Faced with a second wave of Covid-19, and more than a million recorded deaths worldwide, the authors presented their view of the scientific consensus on the understanding of Covid-19, and the strategies that need to be put in place to protect societies and economies. The open letter will be published on Thursday in The Lancet.
It has been signed by 80 international researchers (as of publication) with expertise spanning public health, epidemiology, medicine, paediatrics, sociology, virology, infectious disease, health systems, psychology, psychiatry, health policy, and mathematical modelling
The letter will also be launched during the 16th World Congress on Public Health Programme 2020.
The researchers stated: “It is critical to act decisively and urgently. Effective measures that suppress and control transmission need to be implemented widely, and they must be supported by financial and social programmes that encourage community responses and address the inequities that have been amplified by the pandemic.”
The authors acknowledged that ongoing restrictions have understandably led to widespread demoralisation and diminishing trust among the public, and that in the face of a second wave of infection, there is renewed interest in so-called natural herd immunity approaches (allowing a large uncontrolled outbreak in the low-risk population while protecting the vulnerable, which some argue could lead to the development of infection-acquired population immunity in the low-risk population, which will eventually protect the vulnerable).
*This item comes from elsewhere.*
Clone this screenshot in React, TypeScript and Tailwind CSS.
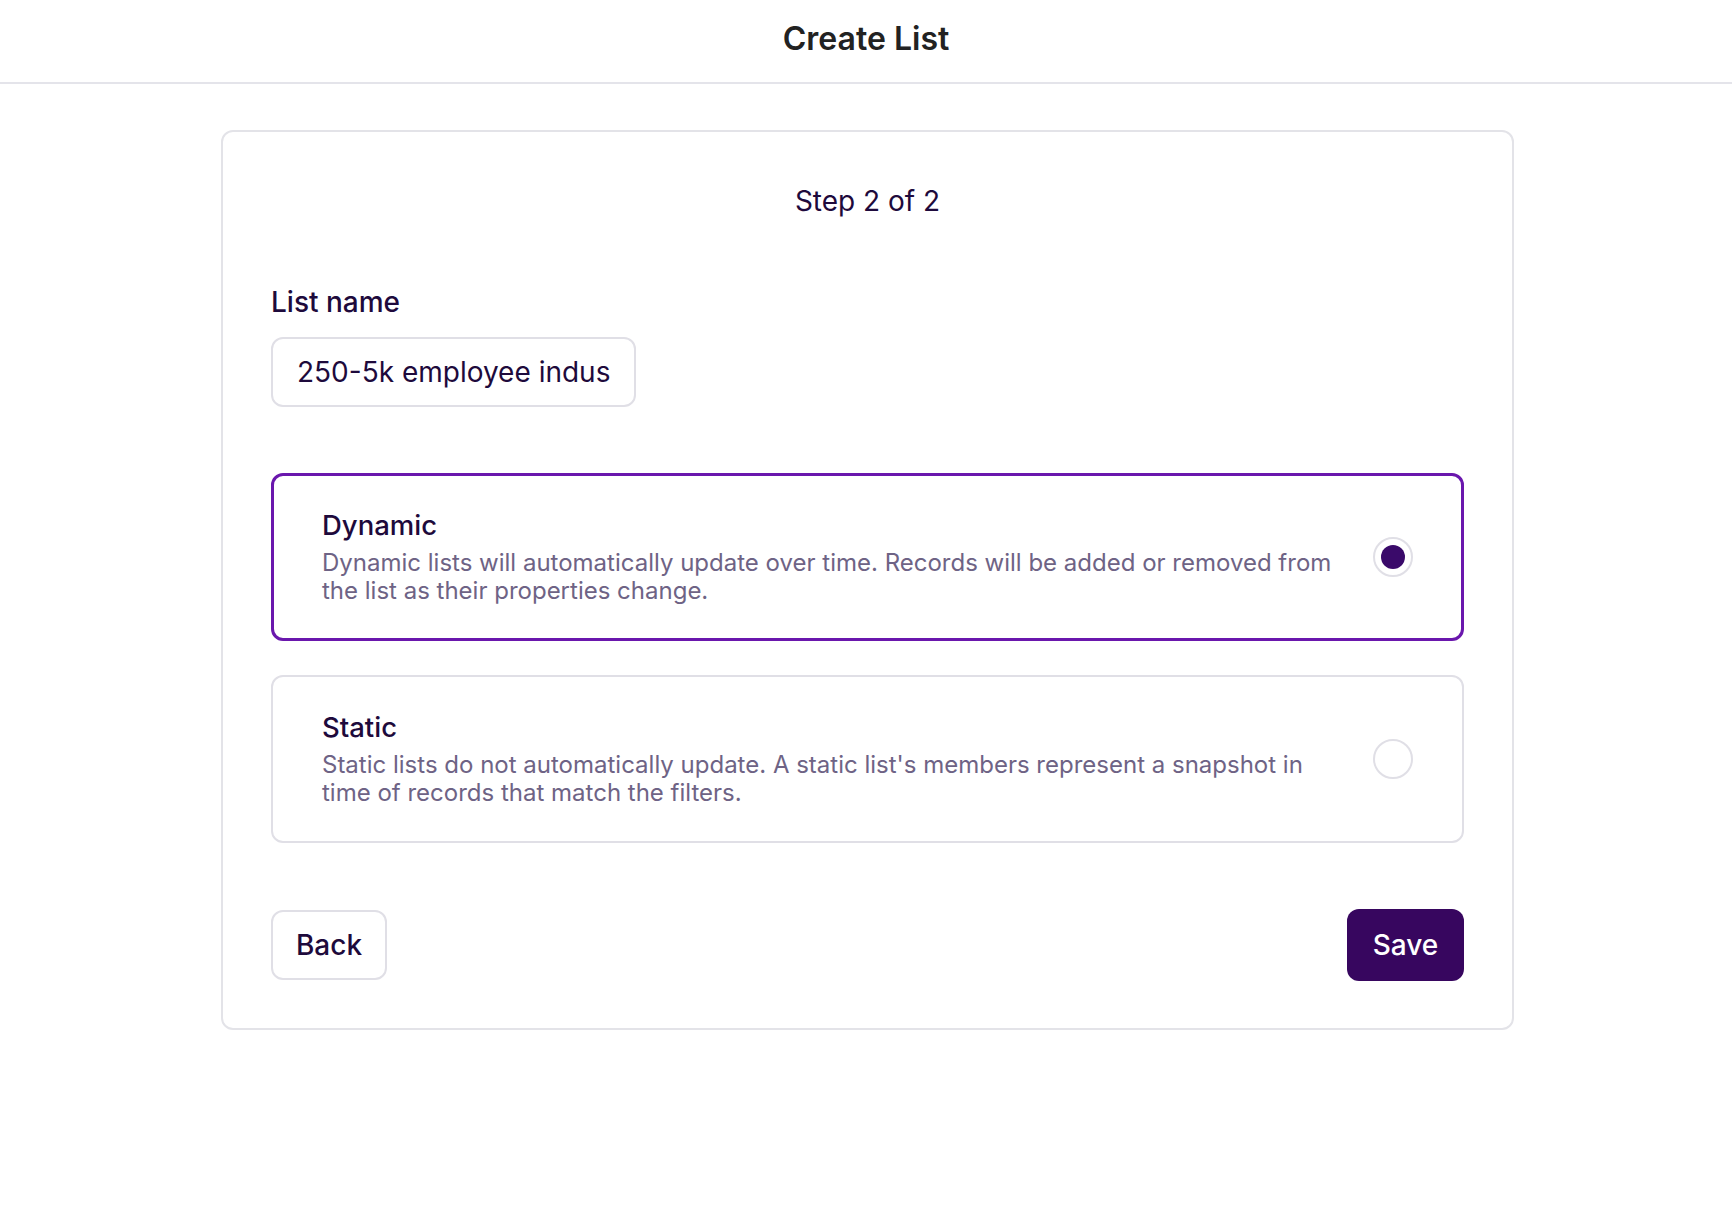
import React, { useState } from "react";

type ListKind = "dynamic" | "static";

const OPTIONS: { id: ListKind; title: string; body: string }[] = [
  {
    id: "dynamic",
    title: "Dynamic",
    body: "Dynamic lists will automatically update over time. Records will be added or removed from the list as their properties change.",
  },
  {
    id: "static",
    title: "Static",
    body: "Static lists do not automatically update. A static list's members represent a snapshot in time of records that match the filters.",
  },
];

function Radio({ checked }: { checked: boolean }) {
  return (
    <span className="flex h-[40px] w-[40px] shrink-0 items-center justify-center rounded-full border-2 border-[#e0dfe6] bg-white">
      {checked && <span className="h-[24px] w-[24px] rounded-full bg-[#3a0a6a]" />}
    </span>
  );
}

export default function App() {
  const [kind, setKind] = useState<ListKind>("dynamic");
  const [name, setName] = useState("250-5k employee industry list");

  return (
    <div
      className="min-h-[1210px] bg-white text-[#1e0a3c]"
      style={{ fontFamily: "Inter, 'Noto Sans', sans-serif" }}
    >
      <header className="box-border flex h-[84px] justify-center border-b-2 border-[#e4e4ea] pt-[19px]">
        <h1 className="text-[32px] font-semibold leading-[40px] text-[#222222]">Create List</h1>
      </header>

      <main className="ml-[221px] mt-[46px] box-border w-[1293px] rounded-[12px] border-2 border-[#e3e3e8] px-[48px] pb-[47px] pt-[53px]">
        <p className="text-center text-[28px] leading-[32px]">Step 2 of 2</p>

        <label className="mt-[69px] block text-[28px] font-medium leading-[32px]" htmlFor="list-name">
          List name
        </label>
        <input
          id="list-name"
          value={name}
          onChange={(e) => setName(e.target.value)}
          className="mt-[19px] box-border h-[70px] w-[365px] rounded-[12px] border-2 border-[#e0dfe6] px-[24px] text-[28px] text-[#1e0a3c] outline-none"
        />

        <div className="mt-[66px] flex flex-col gap-[34px]">
          {OPTIONS.map((opt) => {
            const active = kind === opt.id;
            return (
              <button
                key={opt.id}
                type="button"
                onClick={() => setKind(opt.id)}
                className={
                  active
                    ? "box-border flex items-center gap-[32px] rounded-[12px] border-[3px] border-[#6a17ad] py-[33px] pl-[48px] pr-[48px] text-left"
                    : "box-border flex items-center gap-[32px] rounded-[12px] border-2 border-[#e0dfe6] py-[34px] pl-[49px] pr-[49px] text-left"
                }
              >
                <span className="flex-1">
                  <span className="block text-[27.5px] font-medium leading-[32px] text-[#1e0a3c]">{opt.title}</span>
                  <span className="mt-[8px] block text-[24px] leading-[28px] text-[#6e6385]">{opt.body}</span>
                </span>
                <Radio checked={active} />
              </button>
            );
          })}
        </div>

        <div className="mt-[66px] flex items-center justify-between">
          <button
            type="button"
            className="box-border h-[70px] w-[116px] rounded-[12px] border-2 border-[#e0dfe6] text-[28px] font-medium text-[#1e0a3c]"
          >
            Back
          </button>
          <button
            type="button"
            className="h-[72px] w-[117px] rounded-[12px] bg-[#37065f] text-[28px] font-medium text-white"
          >
            Save
          </button>
        </div>
      </main>
    </div>
  );
}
But, they say, any pandemic management strategy relying upon immunity from natural infections for Covid-19 is flawed.
According to researchers, there is no evidence for lasting protective immunity to SARS-CoV-2 after natural infection, and warn that this waning immunity as a result of natural infection would not end the Covid-19 pandemic but instead result in repeated waves of transmission over several years. They say that this could place vulnerable populations at risk for the indefinite future, as natural infection-based herd immunity strategies would result in recurrent epidemics, as seen with many infectious diseases before mass vaccination. Instead, the authors call for suppression of the virus until the population can be vaccinated.
The authors also warned that natural infection-based herd immunity approaches risk impacting the workforce as a whole and overwhelming the ability of healthcare systems to provide routine care.
The letter concluded: “The evidence is very clear: controlling community spread of Covid-19 is the best way to protect our societies and economies until safe and effective vaccines and therapeutics arrive within the coming months. We can’t afford distractions that undermine an effective response; it is essential that we act urgently based on the evidence.”